(Stored data):
━━━━━━━━━━
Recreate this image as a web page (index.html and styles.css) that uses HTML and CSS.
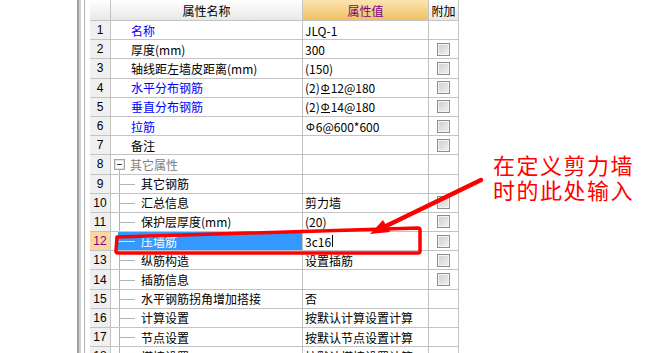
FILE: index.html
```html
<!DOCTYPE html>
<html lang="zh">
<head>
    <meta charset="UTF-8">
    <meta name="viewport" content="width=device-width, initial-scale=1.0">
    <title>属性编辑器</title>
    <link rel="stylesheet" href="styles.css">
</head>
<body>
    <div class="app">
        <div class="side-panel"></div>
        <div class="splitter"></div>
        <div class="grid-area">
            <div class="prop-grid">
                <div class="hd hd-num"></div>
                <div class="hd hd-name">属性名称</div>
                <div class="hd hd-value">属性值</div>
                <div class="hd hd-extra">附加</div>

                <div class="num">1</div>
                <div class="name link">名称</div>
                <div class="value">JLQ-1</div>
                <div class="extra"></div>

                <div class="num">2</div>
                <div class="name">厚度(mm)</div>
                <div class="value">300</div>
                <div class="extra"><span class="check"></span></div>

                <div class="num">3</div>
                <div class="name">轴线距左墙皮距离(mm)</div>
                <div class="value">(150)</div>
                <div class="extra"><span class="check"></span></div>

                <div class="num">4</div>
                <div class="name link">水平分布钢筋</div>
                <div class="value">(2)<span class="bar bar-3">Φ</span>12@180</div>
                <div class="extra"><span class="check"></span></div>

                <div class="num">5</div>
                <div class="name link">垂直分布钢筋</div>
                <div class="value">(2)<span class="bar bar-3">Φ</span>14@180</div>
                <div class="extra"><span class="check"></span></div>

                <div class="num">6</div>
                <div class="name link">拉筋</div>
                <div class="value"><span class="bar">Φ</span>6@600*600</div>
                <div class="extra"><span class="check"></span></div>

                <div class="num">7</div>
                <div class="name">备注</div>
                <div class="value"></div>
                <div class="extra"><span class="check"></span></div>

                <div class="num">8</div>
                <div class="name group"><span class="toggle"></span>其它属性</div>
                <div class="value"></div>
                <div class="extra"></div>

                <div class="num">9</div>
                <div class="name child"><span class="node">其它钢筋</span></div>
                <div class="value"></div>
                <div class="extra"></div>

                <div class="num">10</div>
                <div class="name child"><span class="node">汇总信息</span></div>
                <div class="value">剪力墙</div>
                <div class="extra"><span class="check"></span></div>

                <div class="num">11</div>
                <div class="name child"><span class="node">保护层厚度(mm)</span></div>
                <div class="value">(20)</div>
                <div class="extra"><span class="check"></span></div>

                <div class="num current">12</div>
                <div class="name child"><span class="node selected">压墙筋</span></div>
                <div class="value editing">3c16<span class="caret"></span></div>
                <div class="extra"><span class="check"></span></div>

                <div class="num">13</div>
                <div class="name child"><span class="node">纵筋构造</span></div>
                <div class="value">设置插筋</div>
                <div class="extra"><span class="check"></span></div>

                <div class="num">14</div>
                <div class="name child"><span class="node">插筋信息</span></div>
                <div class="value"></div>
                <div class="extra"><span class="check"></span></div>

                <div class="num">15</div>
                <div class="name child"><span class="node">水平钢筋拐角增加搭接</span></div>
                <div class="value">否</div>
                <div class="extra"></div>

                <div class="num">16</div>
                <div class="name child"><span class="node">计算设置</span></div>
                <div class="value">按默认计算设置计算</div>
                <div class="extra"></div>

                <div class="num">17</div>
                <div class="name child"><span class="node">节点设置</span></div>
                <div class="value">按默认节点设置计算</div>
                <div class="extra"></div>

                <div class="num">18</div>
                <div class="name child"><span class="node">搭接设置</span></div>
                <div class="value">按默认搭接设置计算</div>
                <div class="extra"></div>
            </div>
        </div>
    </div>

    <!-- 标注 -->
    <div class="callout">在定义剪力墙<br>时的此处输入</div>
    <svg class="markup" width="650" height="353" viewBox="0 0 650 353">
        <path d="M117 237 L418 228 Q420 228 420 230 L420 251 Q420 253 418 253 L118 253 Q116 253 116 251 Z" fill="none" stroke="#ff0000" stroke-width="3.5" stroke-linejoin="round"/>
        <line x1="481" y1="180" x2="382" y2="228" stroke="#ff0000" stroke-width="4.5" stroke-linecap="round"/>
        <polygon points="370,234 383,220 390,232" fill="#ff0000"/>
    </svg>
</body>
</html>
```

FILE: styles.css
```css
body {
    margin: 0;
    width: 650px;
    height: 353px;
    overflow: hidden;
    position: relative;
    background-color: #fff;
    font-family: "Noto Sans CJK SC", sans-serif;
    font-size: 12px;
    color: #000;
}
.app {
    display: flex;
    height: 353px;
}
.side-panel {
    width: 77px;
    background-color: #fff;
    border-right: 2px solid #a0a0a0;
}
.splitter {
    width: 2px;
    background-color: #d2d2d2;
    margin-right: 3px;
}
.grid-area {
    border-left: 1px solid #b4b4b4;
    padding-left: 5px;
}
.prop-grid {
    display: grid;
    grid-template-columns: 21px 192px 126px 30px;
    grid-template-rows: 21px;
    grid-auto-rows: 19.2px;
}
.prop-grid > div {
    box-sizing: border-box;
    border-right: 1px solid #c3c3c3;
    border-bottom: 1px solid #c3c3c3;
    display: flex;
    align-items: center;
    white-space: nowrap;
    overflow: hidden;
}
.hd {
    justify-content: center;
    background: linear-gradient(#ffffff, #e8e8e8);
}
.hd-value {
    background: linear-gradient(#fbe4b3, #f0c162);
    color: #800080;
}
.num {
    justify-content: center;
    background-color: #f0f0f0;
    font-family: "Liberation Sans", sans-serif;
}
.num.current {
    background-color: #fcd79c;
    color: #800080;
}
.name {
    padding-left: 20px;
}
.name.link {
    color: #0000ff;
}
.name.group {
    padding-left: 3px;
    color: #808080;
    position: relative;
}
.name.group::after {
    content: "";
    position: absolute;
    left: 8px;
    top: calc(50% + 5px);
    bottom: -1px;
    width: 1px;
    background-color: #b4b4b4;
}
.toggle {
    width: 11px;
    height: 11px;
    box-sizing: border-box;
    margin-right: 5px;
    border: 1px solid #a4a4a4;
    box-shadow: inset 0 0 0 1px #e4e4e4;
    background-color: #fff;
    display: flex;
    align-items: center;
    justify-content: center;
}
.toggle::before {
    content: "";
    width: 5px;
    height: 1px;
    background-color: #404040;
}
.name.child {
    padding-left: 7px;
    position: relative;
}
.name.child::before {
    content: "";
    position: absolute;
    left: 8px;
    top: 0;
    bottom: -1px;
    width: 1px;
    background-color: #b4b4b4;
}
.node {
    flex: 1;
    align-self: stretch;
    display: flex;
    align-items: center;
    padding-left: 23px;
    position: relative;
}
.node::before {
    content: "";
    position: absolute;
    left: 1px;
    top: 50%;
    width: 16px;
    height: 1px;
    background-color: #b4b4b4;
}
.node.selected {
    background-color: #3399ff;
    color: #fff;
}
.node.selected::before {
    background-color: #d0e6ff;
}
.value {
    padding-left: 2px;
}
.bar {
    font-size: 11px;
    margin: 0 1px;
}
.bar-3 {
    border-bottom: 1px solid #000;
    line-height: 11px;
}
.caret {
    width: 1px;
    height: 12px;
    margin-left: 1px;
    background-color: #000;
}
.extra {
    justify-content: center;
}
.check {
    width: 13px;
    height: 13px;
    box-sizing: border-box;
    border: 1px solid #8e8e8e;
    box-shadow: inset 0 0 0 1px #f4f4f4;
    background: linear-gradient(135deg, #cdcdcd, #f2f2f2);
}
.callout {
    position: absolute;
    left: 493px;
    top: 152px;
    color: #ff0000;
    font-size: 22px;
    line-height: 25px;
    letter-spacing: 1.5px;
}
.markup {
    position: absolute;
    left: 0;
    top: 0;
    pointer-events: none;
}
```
━━━━━━━━━━
(What the task requires):
Repeat the listing in full and exactly. Leave any pictures out.

(Problem solution):
Recreate this image as a web page (index.html and styles.css) that uses HTML and CSS.
FILE: index.html
```html
<!DOCTYPE html>
<html lang="zh">
<head>
    <meta charset="UTF-8">
    <meta name="viewport" content="width=device-width, initial-scale=1.0">
    <title>属性编辑器</title>
    <link rel="stylesheet" href="styles.css">
</head>
<body>
    <div class="app">
        <div class="side-panel"></div>
        <div class="splitter"></div>
        <div class="grid-area">
            <div class="prop-grid">
                <div class="hd hd-num"></div>
                <div class="hd hd-name">属性名称</div>
                <div class="hd hd-value">属性值</div>
                <div class="hd hd-extra">附加</div>

                <div class="num">1</div>
                <div class="name link">名称</div>
                <div class="value">JLQ-1</div>
                <div class="extra"></div>

                <div class="num">2</div>
                <div class="name">厚度(mm)</div>
                <div class="value">300</div>
                <div class="extra"><span class="check"></span></div>

                <div class="num">3</div>
                <div class="name">轴线距左墙皮距离(mm)</div>
                <div class="value">(150)</div>
                <div class="extra"><span class="check"></span></div>

                <div class="num">4</div>
                <div class="name link">水平分布钢筋</div>
                <div class="value">(2)<span class="bar bar-3">Φ</span>12@180</div>
                <div class="extra"><span class="check"></span></div>

                <div class="num">5</div>
                <div class="name link">垂直分布钢筋</div>
                <div class="value">(2)<span class="bar bar-3">Φ</span>14@180</div>
                <div class="extra"><span class="check"></span></div>

                <div class="num">6</div>
                <div class="name link">拉筋</div>
                <div class="value"><span class="bar">Φ</span>6@600*600</div>
                <div class="extra"><span class="check"></span></div>

                <div class="num">7</div>
                <div class="name">备注</div>
                <div class="value"></div>
                <div class="extra"><span class="check"></span></div>

                <div class="num">8</div>
                <div class="name group"><span class="toggle"></span>其它属性</div>
                <div class="value"></div>
                <div class="extra"></div>

                <div class="num">9</div>
                <div class="name child"><span class="node">其它钢筋</span></div>
                <div class="value"></div>
                <div class="extra"></div>

                <div class="num">10</div>
                <div class="name child"><span class="node">汇总信息</span></div>
                <div class="value">剪力墙</div>
                <div class="extra"><span class="check"></span></div>

                <div class="num">11</div>
                <div class="name child"><span class="node">保护层厚度(mm)</span></div>
                <div class="value">(20)</div>
                <div class="extra"><span class="check"></span></div>

                <div class="num current">12</div>
                <div class="name child"><span class="node selected">压墙筋</span></div>
                <div class="value editing">3c16<span class="caret"></span></div>
                <div class="extra"><span class="check"></span></div>

                <div class="num">13</div>
                <div class="name child"><span class="node">纵筋构造</span></div>
                <div class="value">设置插筋</div>
                <div class="extra"><span class="check"></span></div>

                <div class="num">14</div>
                <div class="name child"><span class="node">插筋信息</span></div>
                <div class="value"></div>
                <div class="extra"><span class="check"></span></div>

                <div class="num">15</div>
                <div class="name child"><span class="node">水平钢筋拐角增加搭接</span></div>
                <div class="value">否</div>
                <div class="extra"></div>

                <div class="num">16</div>
                <div class="name child"><span class="node">计算设置</span></div>
                <div class="value">按默认计算设置计算</div>
                <div class="extra"></div>

                <div class="num">17</div>
                <div class="name child"><span class="node">节点设置</span></div>
                <div class="value">按默认节点设置计算</div>
                <div class="extra"></div>

                <div class="num">18</div>
                <div class="name child"><span class="node">搭接设置</span></div>
                <div class="value">按默认搭接设置计算</div>
                <div class="extra"></div>
            </div>
        </div>
    </div>

    <!-- 标注 -->
    <div class="callout">在定义剪力墙<br>时的此处输入</div>
    <svg class="markup" width="650" height="353" viewBox="0 0 650 353">
        <path d="M117 237 L418 228 Q420 228 420 230 L420 251 Q420 253 418 253 L118 253 Q116 253 116 251 Z" fill="none" stroke="#ff0000" stroke-width="3.5" stroke-linejoin="round"/>
        <line x1="481" y1="180" x2="382" y2="228" stroke="#ff0000" stroke-width="4.5" stroke-linecap="round"/>
        <polygon points="370,234 383,220 390,232" fill="#ff0000"/>
    </svg>
</body>
</html>
```

FILE: styles.css
```css
body {
    margin: 0;
    width: 650px;
    height: 353px;
    overflow: hidden;
    position: relative;
    background-color: #fff;
    font-family: "Noto Sans CJK SC", sans-serif;
    font-size: 12px;
    color: #000;
}
.app {
    display: flex;
    height: 353px;
}
.side-panel {
    width: 77px;
    background-color: #fff;
    border-right: 2px solid #a0a0a0;
}
.splitter {
    width: 2px;
    background-color: #d2d2d2;
    margin-right: 3px;
}
.grid-area {
    border-left: 1px solid #b4b4b4;
    padding-left: 5px;
}
.prop-grid {
    display: grid;
    grid-template-columns: 21px 192px 126px 30px;
    grid-template-rows: 21px;
    grid-auto-rows: 19.2px;
}
.prop-grid > div {
    box-sizing: border-box;
    border-right: 1px solid #c3c3c3;
    border-bottom: 1px solid #c3c3c3;
    display: flex;
    align-items: center;
    white-space: nowrap;
    overflow: hidden;
}
.hd {
    justify-content: center;
    background: linear-gradient(#ffffff, #e8e8e8);
}
.hd-value {
    background: linear-gradient(#fbe4b3, #f0c162);
    color: #800080;
}
.num {
    justify-content: center;
    background-color: #f0f0f0;
    font-family: "Liberation Sans", sans-serif;
}
.num.current {
    background-color: #fcd79c;
    color: #800080;
}
.name {
    padding-left: 20px;
}
.name.link {
    color: #0000ff;
}
.name.group {
    padding-left: 3px;
    color: #808080;
    position: relative;
}
.name.group::after {
    content: "";
    position: absolute;
    left: 8px;
    top: calc(50% + 5px);
    bottom: -1px;
    width: 1px;
    background-color: #b4b4b4;
}
.toggle {
    width: 11px;
    height: 11px;
    box-sizing: border-box;
    margin-right: 5px;
    border: 1px solid #a4a4a4;
    box-shadow: inset 0 0 0 1px #e4e4e4;
    background-color: #fff;
    display: flex;
    align-items: center;
    justify-content: center;
}
.toggle::before {
    content: "";
    width: 5px;
    height: 1px;
    background-color: #404040;
}
.name.child {
    padding-left: 7px;
    position: relative;
}
.name.child::before {
    content: "";
    position: absolute;
    left: 8px;
    top: 0;
    bottom: -1px;
    width: 1px;
    background-color: #b4b4b4;
}
.node {
    flex: 1;
    align-self: stretch;
    display: flex;
    align-items: center;
    padding-left: 23px;
    position: relative;
}
.node::before {
    content: "";
    position: absolute;
    left: 1px;
    top: 50%;
    width: 16px;
    height: 1px;
    background-color: #b4b4b4;
}
.node.selected {
    background-color: #3399ff;
    color: #fff;
}
.node.selected::before {
    background-color: #d0e6ff;
}
.value {
    padding-left: 2px;
}
.bar {
    font-size: 11px;
    margin: 0 1px;
}
.bar-3 {
    border-bottom: 1px solid #000;
    line-height: 11px;
}
.caret {
    width: 1px;
    height: 12px;
    margin-left: 1px;
    background-color: #000;
}
.extra {
    justify-content: center;
}
.check {
    width: 13px;
    height: 13px;
    box-sizing: border-box;
    border: 1px solid #8e8e8e;
    box-shadow: inset 0 0 0 1px #f4f4f4;
    background: linear-gradient(135deg, #cdcdcd, #f2f2f2);
}
.callout {
    position: absolute;
    left: 493px;
    top: 152px;
    color: #ff0000;
    font-size: 22px;
    line-height: 25px;
    letter-spacing: 1.5px;
}
.markup {
    position: absolute;
    left: 0;
    top: 0;
    pointer-events: none;
}
```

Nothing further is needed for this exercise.